Robert Malo has told several of his stories more times than he can count, but works to make them fresh each time.
The 33-year-old West Broadway resident regularly regales listeners young and old in character as TiBert le Voyageur, a character he created when working at the St. Boniface Museum, Manitoba Museum, and Fort Gibraltar approximately a decade ago. Malo came from a franco-Manitobain family, and can work in both French and English.
"I never write (the story) down, so there’s the odd time I’m going to forget something, or I’m going to be in a different mood and want to push the story in a different way," said Malo, who has a background in business administration. "There’s that moment, that strange space when you’re improvising. The crowd knows it, too.

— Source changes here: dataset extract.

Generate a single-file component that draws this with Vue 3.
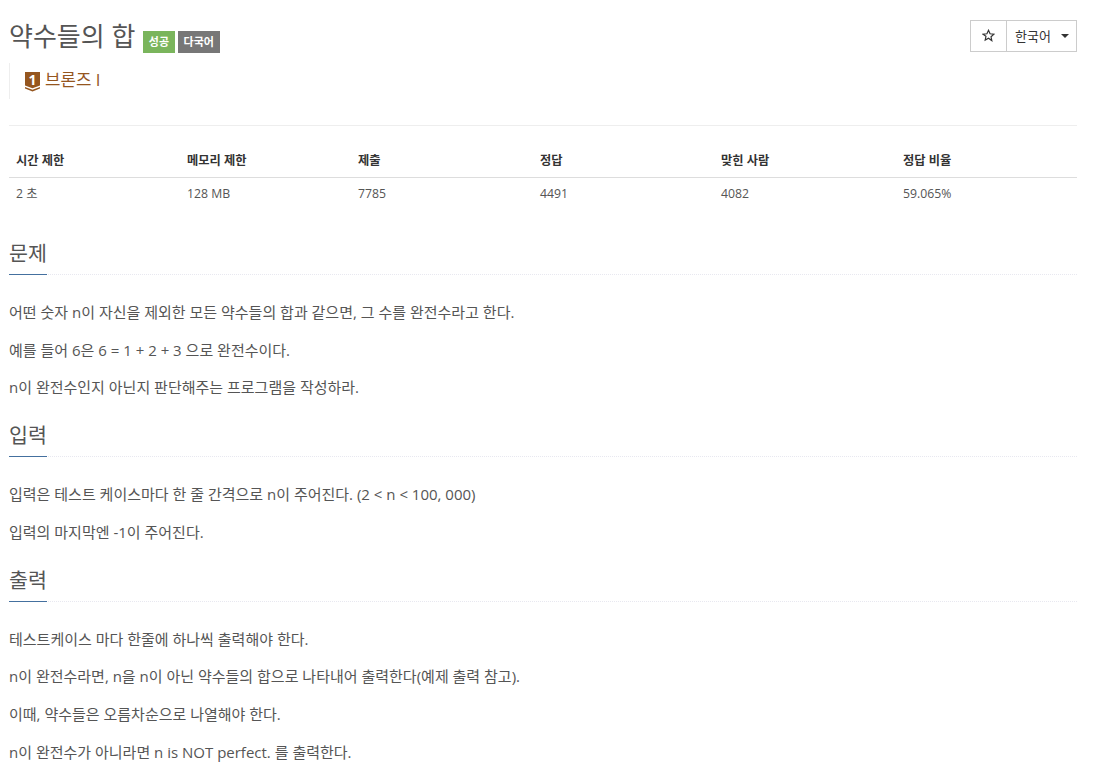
<template>
  <div class="page">
    <div class="head">
      <div class="title-wrap">
        <h1 class="title">약수들의 합<span class="label green">성공</span><span class="label gray">다국어</span></h1>
        <div class="tier">
          <div class="badge">
            <svg width="15" height="20" viewBox="0 0 15 20">
              <path d="M0 0h15v13.500l-7.500 2.700-7.500-2.700z" fill="#95561f" />
              <path d="M0 15l7.500 2.800 7.500-2.800v1.600l-7.500 3-7.500-3z" fill="#95561f" />
            </svg>
            <span class="badge-num">1</span>
          </div>
          <span class="tier-name">브론즈 I</span>
        </div>
      </div>
      <div class="btns">
        <div class="btn star">
          <svg width="13" height="13" viewBox="0 0 24 24">
            <path d="M12 2.500l2.900 6.400 7 .8-5.200 4.700 1.400 6.900L12 17l-6.100 3.300 1.400-6.900L2.100 9.700l7-.8z" fill="none" stroke="#333" stroke-width="2.200" />
          </svg>
        </div>
        <div class="btn lang">한국어<span class="caret"></span></div>
      </div>
    </div>

    <div class="rule"></div>

    <table class="info">
      <thead>
        <tr>
          <th v-for="c in columns" :key="c.name" :style="{ width: c.width + 'px' }">{{ c.name }}</th>
        </tr>
      </thead>
      <tbody>
        <tr>
          <td v-for="c in columns" :key="c.name">{{ c.value }}</td>
        </tr>
      </tbody>
    </table>

    <section v-for="s in sections" :key="s.title" class="section">
      <div class="section-head"><h2>{{ s.title }}</h2></div>
      <p v-for="line in s.lines" :key="line">{{ line }}</p>
    </section>
  </div>
</template>

<script setup>
const columns = [
  { name: '시간 제한', value: '2 초', width: 171 },
  { name: '메모리 제한', value: '128 MB', width: 171 },
  { name: '제출', value: '7785', width: 182 },
  { name: '정답', value: '4491', width: 181 },
  { name: '맞힌 사람', value: '4082', width: 182 },
  { name: '정답 비율', value: '59.065%', width: 181 }
]

const sections = [
  {
    title: '문제',
    lines: [
      '어떤 숫자 n이 자신을 제외한 모든 약수들의 합과 같으면, 그 수를 완전수라고 한다.',
      '예를 들어 6은 6 = 1 + 2 + 3 으로 완전수이다.',
      'n이 완전수인지 아닌지 판단해주는 프로그램을 작성하라.'
    ]
  },
  {
    title: '입력',
    lines: [
      '입력은 테스트 케이스마다 한 줄 간격으로 n이 주어진다. (2 < n < 100, 000)',
      '입력의 마지막엔 -1이 주어진다.'
    ]
  },
  {
    title: '출력',
    lines: [
      '테스트케이스 마다 한줄에 하나씩 출력해야 한다.',
      'n이 완전수라면, n을 n이 아닌 약수들의 합으로 나타내어 출력한다(예제 출력 참고).',
      '이때, 약수들은 오름차순으로 나열해야 한다.',
      'n이 완전수가 아니라면 n is NOT perfect. 를 출력한다.'
    ]
  }
]
</script>

<style>
html, body {
  background: #fff;
  overflow: hidden;
}
</style>

<style scoped>
.page {
  box-sizing: border-box;
  width: 1094px;
  height: 774px;
  padding: 0 17px 0 9px;
  overflow: hidden;
  font-family: "Open Sans", "Noto Sans CJK KR", sans-serif;
  font-size: 15px;
  color: #555;
}
.head {
  display: flex;
  justify-content: space-between;
  align-items: flex-start;
  padding-top: 20px;
}
.title {
  margin: 0;
  font-size: 26px;
  font-weight: 400;
  line-height: 32px;
  color: #555;
}
.label {
  display: inline-block;
  font-size: 11px;
  font-weight: 700;
  line-height: 22px;
  height: 22px;
  padding: 0 6px;
  color: #fff;
  vertical-align: 0;
  margin-left: 3px;
}
.label.green {
  margin-left: 8px;
  padding: 0 5.5px;
}
.green {
  background: #7ab55c;
}
.gray {
  background: #777;
}
.tier {
  display: flex;
  align-items: center;
  gap: 5px;
  height: 36px;
  margin-top: 10px;
  padding-left: 15px;
  border-left: 1px solid #eee;
  font-size: 16.8px;
  color: #95561f;
}
.tier-name {
  margin-bottom: 4px;
}
.badge {
  position: relative;
  width: 15px;
  height: 20px;
  margin-top: 2px;
}
.badge svg {
  display: block;
}
.badge-num {
  position: absolute;
  left: 0;
  top: 0;
  width: 15px;
  text-align: center;
  font-size: 14px;
  line-height: 15px;
  font-weight: 700;
  color: #fff;
}
.btns {
  display: flex;
  font-size: 13px;
  color: #333;
}
.btn {
  box-sizing: border-box;
  border: 1px solid #ccc;
  display: flex;
  align-items: center;
  height: 32px;
  padding-bottom: 2px;
}
.star {
  width: 37px;
  justify-content: center;
}
.lang {
  margin-left: -1px;
  width: 71px;
  padding-left: 8px;
  gap: 10px;
}
.caret {
  margin-top: 1px;
  width: 0;
  height: 0;
  border-top: 4px solid #333;
  border-left: 4px solid transparent;
  border-right: 4px solid transparent;
}
.rule {
  border-top: 1px solid #eee;
  margin-top: 26px;
}
.info {
  width: 100%;
  border-collapse: collapse;
  table-layout: fixed;
  margin-top: 17px;
  font-size: 12.25px;
  color: #333;
}
.info th {
  box-sizing: border-box;
  text-align: left;
  font-weight: 700;
  padding: 9px 7px 7px;
  line-height: 18px;
  border-bottom: 1px solid #ddd;
  color: #333;
}
.info td {
  padding: 7px 7px 8px;
  line-height: 17px;
  color: #555;
}
.section {
  margin-top: 21.2px;
}
.info + .section {
  margin-top: 31px;
}
.section-head {
  border-bottom: 1px dotted #e8e8f0;
  margin-bottom: 24px;
}
.section-head h2 {
  display: inline-block;
  margin: 0 0 -1px;
  padding-bottom: 9px;
  font-size: 20.6px;
  font-weight: 400;
  line-height: 24px;
  color: #555;
  border-bottom: 1px solid #44709f;
}
p {
  margin: 0 0 10px;
  line-height: 27.67px;
}
</style>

"That’s what I try to reach every time, even with stories I’ve told 300 times. I still want to try to get to that point."

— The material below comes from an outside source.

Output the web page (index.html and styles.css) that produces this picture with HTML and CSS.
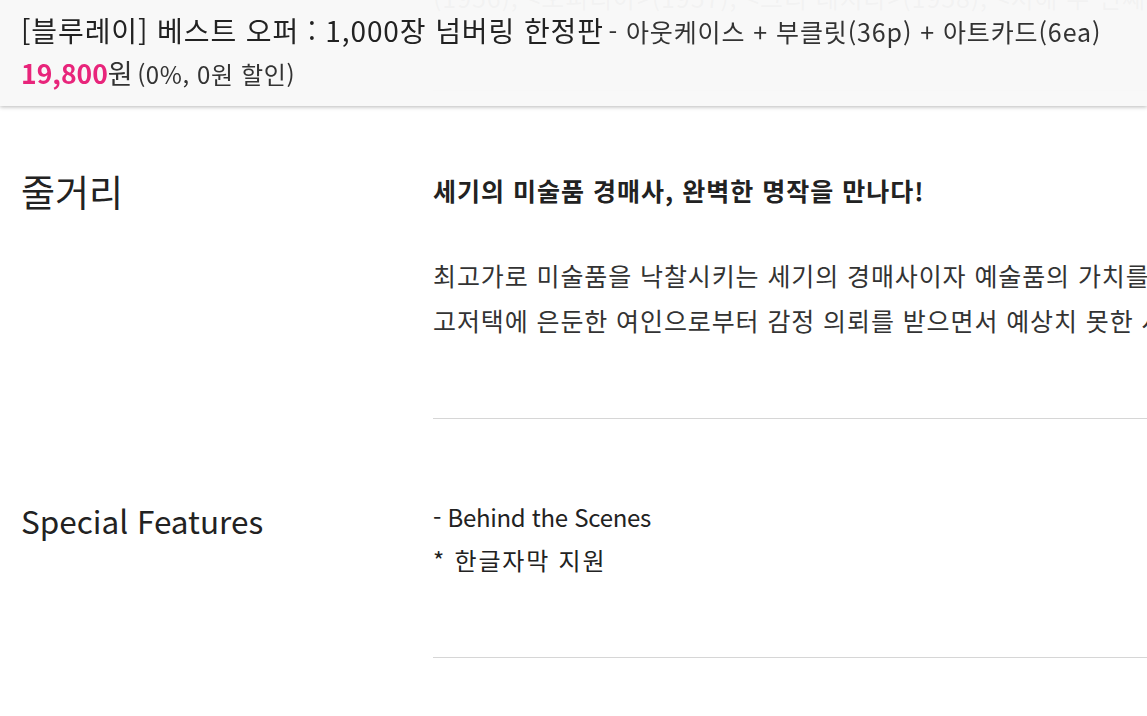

Malo said he hopes to find that moment once again — and then point it out to guests at an upcoming storytelling workshop.
The free workshop will take place at Sam’s Place (159 Henderson Hwy.) on Nov. 13 at 7 p.m. with an open mic at 8 p.m. The workshop is open to youth aged 15 to 18, and their parents, and is organized by Chah Ram Bay, a non-profit after-school program focused on bringing arts and culture to local youth.

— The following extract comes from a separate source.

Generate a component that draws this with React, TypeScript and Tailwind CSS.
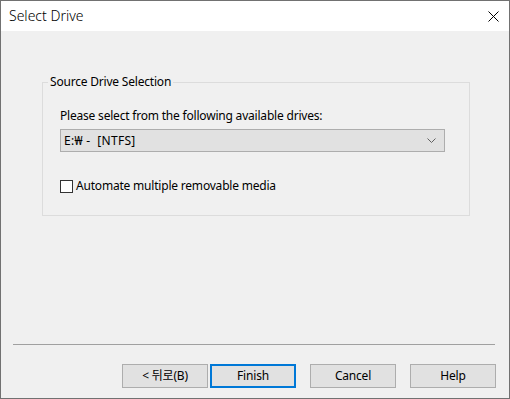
const font = "[font-family:'Segoe_UI','Noto_Sans','Noto_Sans_CJK_KR',sans-serif]"

const buttons = [
  { label: "< 뒤로(B)", primary: false },
  { label: "Finish", primary: true },
  { label: "Cancel", primary: false },
  { label: "Help", primary: false },
]

export default function App() {
  return (
    <div className={`w-[510px] h-[399px] border border-[#717171] bg-[#f0f0f0] flex flex-col text-black tracking-[-0.2px] ${font}`}>
      {/* Title bar */}
      <div className="h-[30px] bg-white flex items-center justify-between shrink-0">
        <span className="ml-[8px] text-[14px] leading-none font-light tracking-[0px]">Select Drive</span>
        <svg width="11" height="11" viewBox="0 0 11 11" className="mr-[10px] mt-[1px]">
          <path d="M0.5 0.5 L10.5 10.5 M10.5 0.5 L0.5 10.5" stroke="#000" strokeWidth="1" fill="none" />
        </svg>
      </div>

      {/* Body */}
      <div className="flex-1 flex flex-col">
        <fieldset className="mt-[42px] ml-[41px] w-[428px] h-[143px] border border-[#dcdcdc] p-0 m-0">
          <legend className="ml-[5px] px-[2px] text-[12px] leading-[18px]">Source Drive Selection</legend>
          <div className="pl-[17px] pt-[17px] flex flex-col">
            <div className="text-[12px] leading-[16px]">Please select from the following available drives:</div>
            <div className="mt-[5px] w-[385px] h-[23px] border border-[#adadad] bg-[#e1e1e1] flex items-center justify-between">
              <span className="pl-[3px] text-[12px] leading-none whitespace-pre tracking-[0.3px]">E:₩ -  [NTFS]</span>
              <svg width="9" height="5" viewBox="0 0 9 5" className="mr-[8px]">
                <path d="M0.5 0.5 L4.5 4.5 L8.5 0.5" stroke="#606060" strokeWidth="1" fill="none" />
              </svg>
            </div>
            <label className="mt-[26px] flex items-center gap-[3px] text-[12px] leading-[16px]">
              <span className="w-[13px] h-[13px] border border-[#333333] bg-white" />
              <span>Automate multiple removable media</span>
            </label>
          </div>
        </fieldset>

        <div className="flex-1" />

        <div className="ml-[12px] mr-[14px] h-px bg-[#a0a0a0]" />

        <div className="mt-[19px] mb-[10px] mr-[13px] flex justify-end gap-[14px]">
          <div className="flex gap-[2px]">
            {buttons.slice(0, 2).map((b) => (
              <div
                key={b.label}
                className={
                  b.primary
                    ? "w-[86px] h-[24px] border-2 border-[#0078d7] bg-[#e1e1e1] flex items-center justify-center text-[12px]"
                    : "w-[86px] h-[24px] border border-[#adadad] bg-[#e1e1e1] flex items-center justify-center text-[12px]"
                }
              >
                {b.label}
              </div>
            ))}
          </div>
          {buttons.slice(2).map((b) => (
            <div
              key={b.label}
              className="w-[86px] h-[24px] border border-[#adadad] bg-[#e1e1e1] flex items-center justify-center text-[12px]"
            >
              {b.label}
            </div>
          ))}
        </div>
      </div>
    </div>
  )
}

Malo’s main gig is going into schools to present curriculum-based programming, which he has been doing for just over a year, but he is open to trying all kinds of events, including the workshop.
Malo’s main form of communication is oral storytelling, though he has a grounding in music,
poetry, and improv — he coaches a team in La ligue d’improvisation du Manitoba. As an entertainer, Malo has well over four hours of material, ranging from music to games to artifacts, which can be tailored to the audience. He’ll read his crowd at the workshop to determine how best to use the time.
"I do have a ‘storytelling and legends’ workshop, so if nobody comes up with a specific kind of want, we’re probably going to fall into the discussion of how stories have evolved to today," said Malo, noting the three broad types of stories are used for information, for entertainment, and for wisdom. "Since the beginning of speech, we’ve been sharing these types of stories, and as a storyteller, the thing I’ve discovered is the best stories — the ones that stick around, the ones we listen to over and over again — are the ones that mix the three together."